A word about inverse functions

What you have discovered is a general property characteristic of pairs of inverse functions. The functions $ y=x^{2} $ and $ y=x^{1/2} $ , for example, are inverses of one another. So are $ y=x^{3} $ and $ y=x^{1/3} $ , and so on. We will discuss this in much more detail later, but essentially this just means that one function reverses the operation of the other. The first example, the function that squares a number seems quite clearly the "inverse" of the function that takes square roots.

But here, we should be a little careful. A thorough discussion of inverse functions requires attention to detail, and is thus postponed until we are ready to tackle some technical matters. To illustrate the kinds of problems that might come up, our simple introductory example will do well. Suppose we take the square root of a a number, and then square the result. We "expect" to get the original number back again. (This is usually the case, no problem - but we have to restrict ourselves to positive numbers or the first step won't work!)

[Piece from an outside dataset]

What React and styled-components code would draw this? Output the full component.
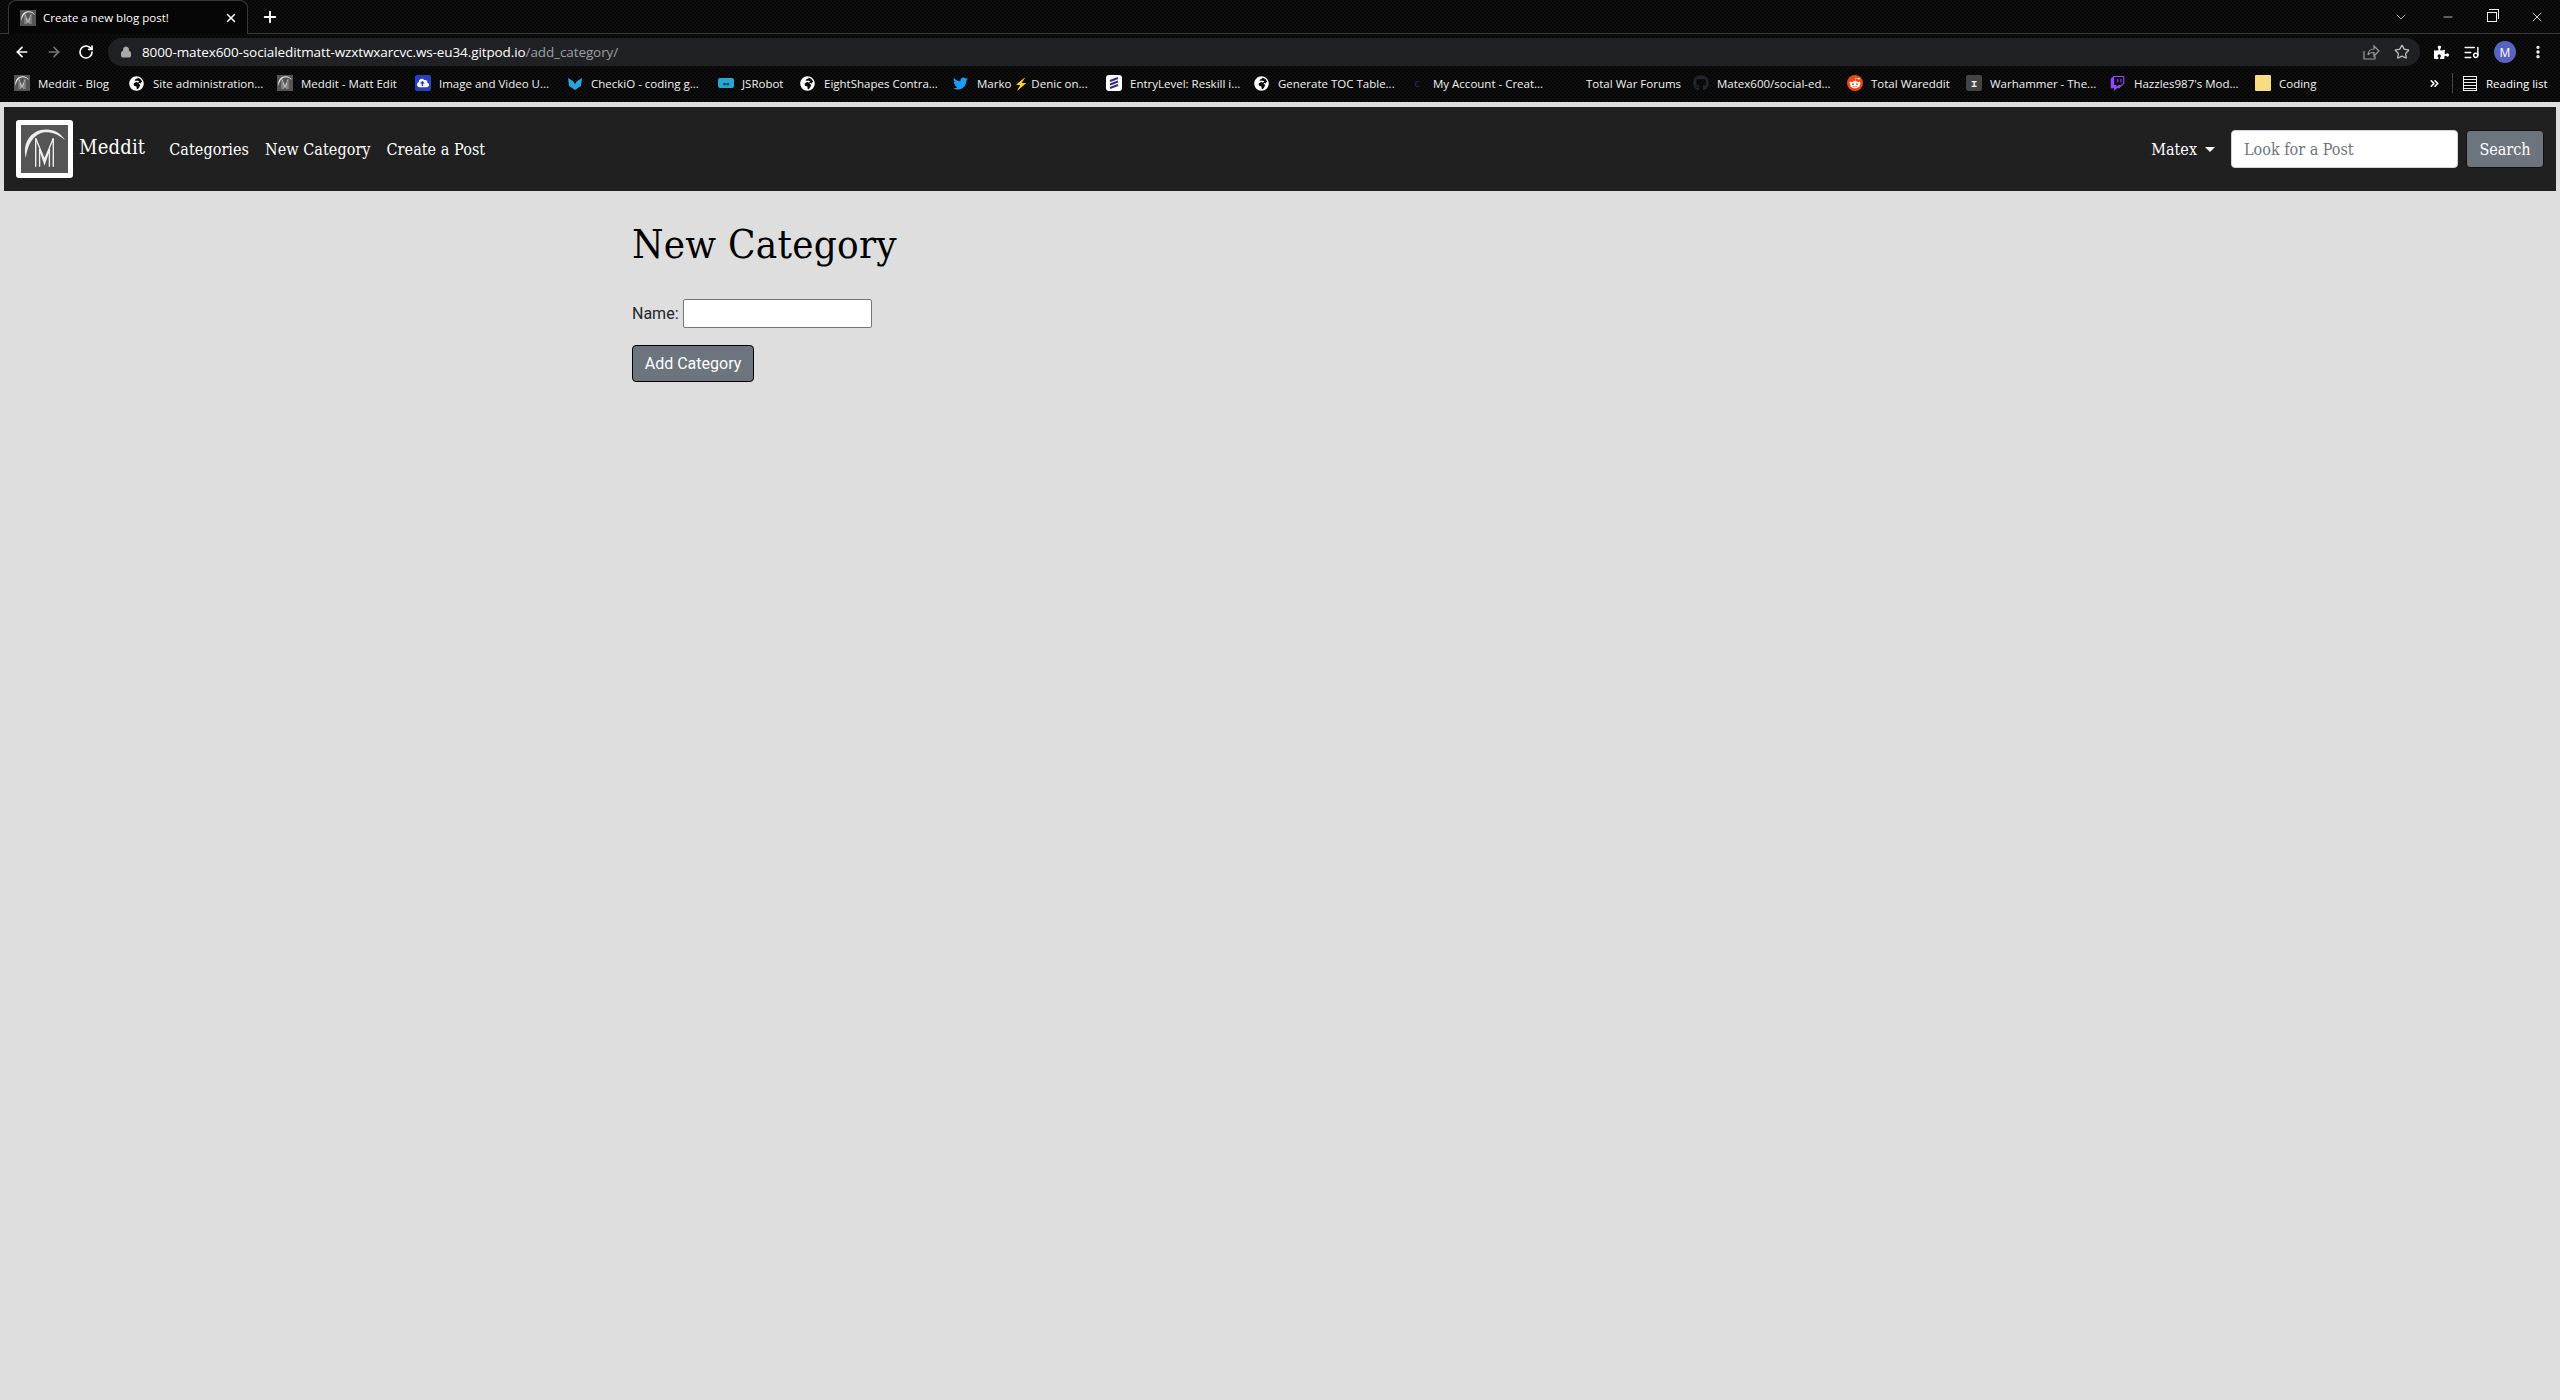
import React from "react";
import styled, { createGlobalStyle } from "styled-components";
import {
  ArrowLeft,
  ArrowRight,
  RotateCw,
  Lock,
  Plus,
  X,
  Minus,
  ChevronDown,
  Star,
  ListMusic,
  ChevronsRight,
  EllipsisVertical,
} from "lucide-react";
import {
  FaGlobeAfrica,
  FaTwitter,
  FaGithub,
  FaRedditAlien,
  FaTwitch,
  FaPuzzlePiece,
  FaCloudUploadAlt,
} from "react-icons/fa";

const SLAB = `"DejaVu Serif Condensed", "DejaVu Serif", "Liberation Serif", serif`;
const UI = `"Open Sans", "Noto Sans", "Liberation Sans", sans-serif`;

const GlobalStyle = createGlobalStyle`
  html, body {
    margin: 0;
    padding: 0;
    background: #dedede;
  }
  * { box-sizing: border-box; }
`;

const LogoMark = ({ size = 48 }) => (
  <svg width={size} height={size} viewBox="0 0 48 48">
    <rect width="48" height="48" fill="#555" />
    <path d="M5 33C1 18 10 4 26 4c8 0 15 4 19 11-7-6-13-8-19-8C14 7 7 18 5 33z" fill="#eee" />
    <path d="M15 42V13l9 22 9-22v29M19 42V24l5 15 5-15v18" fill="none" stroke="#eee" strokeWidth="1.4" />
  </svg>
);

const ShareIcon = () => (
  <svg width="18" height="18" viewBox="0 0 18 18" fill="none" stroke="#999" strokeWidth="1.2">
    <path d="M2 8v8h11v-3" />
    <path d="M6 12c0-4 3-6 6-6V3l5 5-5 5V9.500c-3 0-5 .5-6 2.500z" />
  </svg>
);

const CheckioIcon = () => (
  <svg width="16" height="16" viewBox="0 0 16 16">
    <path d="M1 3l5 3 2 3 2-3 5-3-1 8-6 4-6-4z" fill="#2aa3d8" />
  </svg>
);

const EntryLevelIcon = () => (
  <svg width="16" height="16" viewBox="0 0 16 16">
    <rect width="16" height="16" rx="3" fill="#fff" />
    <path d="M4 6l8-3M4 9.500l8-3M4 13l8-3" stroke="#332a88" strokeWidth="2" />
  </svg>
);

const Favicon = styled.span`
  width: 16px;
  height: 16px;
  flex: none;
  display: flex;
  align-items: center;
  svg { display: block; }
`;

const Earth = () => <FaGlobeAfrica size={15} color="#fff" />;

const Chrome = styled.header`
  height: 102px;
  background-color: #060606;
  background-image: linear-gradient(45deg, #0f0f0f 25%, transparent 25%, transparent 75%, #0f0f0f 75%),
    linear-gradient(45deg, #0f0f0f 25%, transparent 25%, transparent 75%, #0f0f0f 75%);
  background-size: 4px 4px;
  background-position: 0 0, 2px 2px;
  color: #fff;
  font-family: ${UI};
`;

const TabStrip = styled.div`
  height: 34px;
  display: flex;
  align-items: flex-end;
  padding-left: 8px;
  border-bottom: 1px solid #3a3a3a;
`;

const Tab = styled.div`
  width: 240px;
  height: 34px;
  margin-bottom: -1px;
  display: flex;
  align-items: center;
  gap: 7px;
  padding: 0 9px 0 11px;
  background: #060606;
  border: 1px solid #3a3a3a;
  border-bottom: none;
  border-radius: 8px 8px 0 0;
`;

const TabTitle = styled.span`
  flex: 1;
  font-size: 11.500px;
  white-space: nowrap;
`;

const NewTab = styled.span`
  display: flex;
  align-self: center;
  margin-left: 13px;
`;

const WindowControls = styled.div`
  margin-left: auto;
  align-self: center;
  display: flex;
  align-items: center;
  gap: 32px;
  padding-right: 15px;
`;

const Restore = styled.span`
  position: relative;
  width: 10px;
  height: 10px;
  border: 1px solid #eee;
  &::after {
    content: "";
    position: absolute;
    left: 1px;
    top: -4px;
    width: 9px;
    height: 9px;
    border-top: 1px solid #eee;
    border-right: 1px solid #eee;
  }
`;

const Toolbar = styled.div`
  height: 33px;
  display: flex;
  align-items: center;
  padding: 3px 0 0 14px;
`;

const NavIcons = styled.div`
  width: 94px;
  display: flex;
  gap: 16px;
  align-items: center;
`;

const Omnibox = styled.div`
  width: 2312px;
  height: 28px;
  border-radius: 14px;
  background: #202124;
  display: flex;
  align-items: center;
  padding: 0 10px 0 12px;
  gap: 10px;
  font-size: 13.500px;
`;

const Url = styled.span`
  flex: 1;
  color: #fff;
  letter-spacing: -0.1px;
  span { color: #9aa0a6; }
`;

const OmniIcons = styled.div`
  display: flex;
  align-items: center;
  gap: 14px;
`;

const ToolIcons = styled.div`
  display: flex;
  align-items: center;
  gap: 14px;
  margin-left: 14px;
`;

const Avatar = styled.span`
  width: 22px;
  height: 22px;
  border-radius: 50%;
  background: #5a64c0;
  font-size: 12px;
  display: flex;
  align-items: center;
  justify-content: center;
`;

const BookmarkBar = styled.div`
  height: 35px;
  display: flex;
  align-items: center;
  padding: 0 0 3px 14px;
`;

const Bookmark = styled.div`
  width: ${(p) => p.$w}px;
  flex: none;
  display: flex;
  align-items: center;
  gap: 8px;
  font-size: 11.500px;
  white-space: nowrap;
  color: #f1f1f1;
`;

const Overflow = styled.div`
  width: 24px;
  display: flex;
  align-items: center;
  margin-left: 112px;
`;

const ReadingList = styled.div`
  display: flex;
  align-items: center;
  gap: 9px;
  border-left: 1px solid #444;
  padding-left: 10px;
  height: 20px;
  font-size: 11.500px;
  white-space: nowrap;
`;

const ListIcon = styled.span`
  width: 14px;
  height: 15px;
  border: 1.5px solid #eee;
  background: repeating-linear-gradient(#060606 0 2px, #eee 2px 3px);
`;

const Square = styled.span`
  width: 16px;
  height: ${(p) => p.$h || 16}px;
  flex: none;
  background: ${(p) => p.$bg};
  border-radius: ${(p) => p.$r || 2}px;
  display: flex;
  align-items: center;
  justify-content: center;
  color: ${(p) => p.$fg || "#fff"};
  font-size: 9px;
  font-weight: 700;
`;

const Navbar = styled.nav`
  margin: 5px 4px 0;
  height: 84px;
  background: #212020;
  display: flex;
  align-items: center;
  padding: 0 12px;
  font-family: ${SLAB};
  color: #fff;
`;

const Brand = styled.a`
  display: flex;
  align-items: flex-start;
  gap: 6px;
  margin-right: 24px;
  font-size: 20px;
  letter-spacing: 0.2px;
  height: 58px;
`;

const BrandName = styled.span`
  margin-top: 15px;
`;

const LogoBox = styled.span`
  width: 57px;
  height: 58px;
  background: #555;
  border: 5px solid #fff;
  border-radius: 3px;
  display: flex;
  svg { width: 100%; height: 100%; }
`;

const NavLink = styled.a`
  font-size: 16px;
  letter-spacing: 0.06px;
  margin-right: 16px;
  white-space: nowrap;
`;

const UserMenu = styled.a`
  margin-left: auto;
  font-size: 16px;
  display: flex;
  align-items: center;
  margin-right: 16px;
  &::after {
    content: "";
    margin-left: 8px;
    border-top: 5px solid #fff;
    border-left: 5px solid transparent;
    border-right: 5px solid transparent;
  }
`;

const SearchForm = styled.form`
  display: flex;
  gap: 8px;
`;

const SearchInput = styled.input`
  width: 227px;
  height: 38px;
  border: 1px solid #ced4da;
  border-radius: 4px;
  padding: 0 12px;
  font-family: ${SLAB};
  font-size: 16px;
  &::placeholder { color: #6c757d; }
`;

const Button = styled.button`
  height: ${(p) => p.$h}px;
  width: ${(p) => p.$w}px;
  padding: 0;
  background: #6c757d;
  color: #fff;
  border: 1px solid ${(p) => p.$border};
  border-radius: 4px;
  font-size: 16px;
  font-family: ${(p) => p.$font};
`;

const Main = styled.main`
  width: 1320px;
  margin: 0 auto;
  padding: 29px 12px 0;
  font-family: Roboto, sans-serif;
  color: #212529;
  min-height: 1209px;
`;

const Title = styled.h1`
  margin: 0 0 31px;
  font-family: ${SLAB};
  font-weight: 400;
  font-size: 40px;
  letter-spacing: 0.25px;
  line-height: 48px;
  color: #000;
`;

const Field = styled.p`
  margin: 0 0 17px;
  font-size: 16px;
  line-height: 29px;
  display: flex;
  align-items: center;
  gap: 4px;
`;

const NameInput = styled.input`
  width: 189px;
  height: 29px;
  background: #fff;
  border: 1px solid #767676;
  border-radius: 2px;
`;

const bookmarks = [
  { label: "Meddit - Blog", w: 115, icon: <LogoMark size={16} /> },
  { label: "Site administration...", w: 148, icon: <Earth /> },
  { label: "Meddit - Matt Edit", w: 138, icon: <LogoMark size={16} /> },
  { label: "Image and Video U...", w: 152, icon: <Square $bg="#2b3fc4"><FaCloudUploadAlt size={12} /></Square> },
  { label: "CheckiO - coding g...", w: 151, icon: <CheckioIcon /> },
  { label: "JSRobot", w: 82, icon: <Square $bg="#25a7d8" $fg="#0a3040" $h={10}>▪▪</Square> },
  { label: "EightShapes Contra...", w: 153, icon: <Earth /> },
  { label: "Marko ⚡ Denic on...", w: 153, icon: <FaTwitter size={15} color="#1d9bf0" /> },
  { label: "EntryLevel: Reskill i...", w: 148, icon: <EntryLevelIcon /> },
  { label: "Generate TOC Table...", w: 155, icon: <Earth /> },
  { label: "My Account - Creat...", w: 153, icon: <Square $bg="transparent" $fg="#2a2140">C</Square> },
  { label: "Total War Forums", w: 131, icon: <Square $bg="transparent" /> },
  { label: "Matex600/social-ed...", w: 154, icon: <FaGithub size={16} color="#23272b" /> },
  { label: "Total Wareddit", w: 119, icon: <Square $bg="#f0450f" $r={8}><FaRedditAlien size={12} /></Square> },
  { label: "Warhammer - The...", w: 144, icon: <Square $bg="#444" $fg="#eee">Ɪ</Square> },
  { label: "Hazzles987's Mod...", w: 145, icon: <FaTwitch size={15} color="#9146ff" /> },
  { label: "Coding", w: 61, icon: <Square $bg="#f7dc83" $r={1} /> },
];

export default function App() {
  return (
    <>
      <GlobalStyle />
      <Chrome>
        <TabStrip>
          <Tab>
            <Favicon><LogoMark size={16} /></Favicon>
            <TabTitle>Create a new blog post!</TabTitle>
            <X size={14} strokeWidth={2.5} />
          </Tab>
          <NewTab><Plus size={18} strokeWidth={2.5} /></NewTab>
          <WindowControls>
            <ChevronDown size={16} strokeWidth={1} />
            <Minus size={14} strokeWidth={1.2} />
            <Restore />
            <X size={16} strokeWidth={1.2} />
          </WindowControls>
        </TabStrip>
        <Toolbar>
          <NavIcons>
            <ArrowLeft size={16} strokeWidth={2.5} />
            <ArrowRight size={16} strokeWidth={2.5} color="#777" />
            <RotateCw size={16} strokeWidth={2.5} />
          </NavIcons>
          <Omnibox>
            <Lock size={12} color="#aaa" fill="#aaa" />
            <Url>8000-matex600-socialeditmatt-wzxtwxarcvc.ws-eu34.gitpod.io<span>/add_category/</span></Url>
            <OmniIcons>
              <ShareIcon />
              <Star size={16} color="#bbb" />
            </OmniIcons>
          </Omnibox>
          <ToolIcons>
            <FaPuzzlePiece size={15} />
            <ListMusic size={17} />
            <Avatar>M</Avatar>
            <EllipsisVertical size={16} strokeWidth={3} />
          </ToolIcons>
        </Toolbar>
        <BookmarkBar>
          {bookmarks.map((b) => (
            <Bookmark key={b.label} $w={b.w}>
              <Favicon>{b.icon}</Favicon>
              {b.label}
            </Bookmark>
          ))}
          <Overflow>
            <ChevronsRight size={13} strokeWidth={3} />
          </Overflow>
          <ReadingList>
            <ListIcon />
            Reading list
          </ReadingList>
        </BookmarkBar>
      </Chrome>
      <Navbar>
        <Brand>
          <LogoBox><LogoMark /></LogoBox>
          <BrandName>Meddit</BrandName>
        </Brand>
        <NavLink>Categories</NavLink>
        <NavLink>New Category</NavLink>
        <NavLink>Create a Post</NavLink>
        <UserMenu>Matex</UserMenu>
        <SearchForm>
          <SearchInput placeholder="Look for a Post" />
          <Button type="button" $w={78} $h={38} $border="#111" $font={SLAB}>Search</Button>
        </SearchForm>
      </Navbar>
      <Main>
        <Title>New Category</Title>
        <Field>
          Name:
          <NameInput />
        </Field>
        <Button type="button" $w={122} $h={37} $border="#000" $font="Roboto, sans-serif">Add Category</Button>
      </Main>
    </>
  );
}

Is this also true if we reverse the order of the operations? First the square, then the square root? What happens if we start with a negative number, like x=-4 and perform the two operations? Do we get the original number back? Evidently not!, in fact, the combined operation $ y=(\sqrt{x})^2 $ behaves just like the absolute value function! Only if we restrict attention to positive x values are the functions really inverses of one another. We will discuss this again later, in greater detail.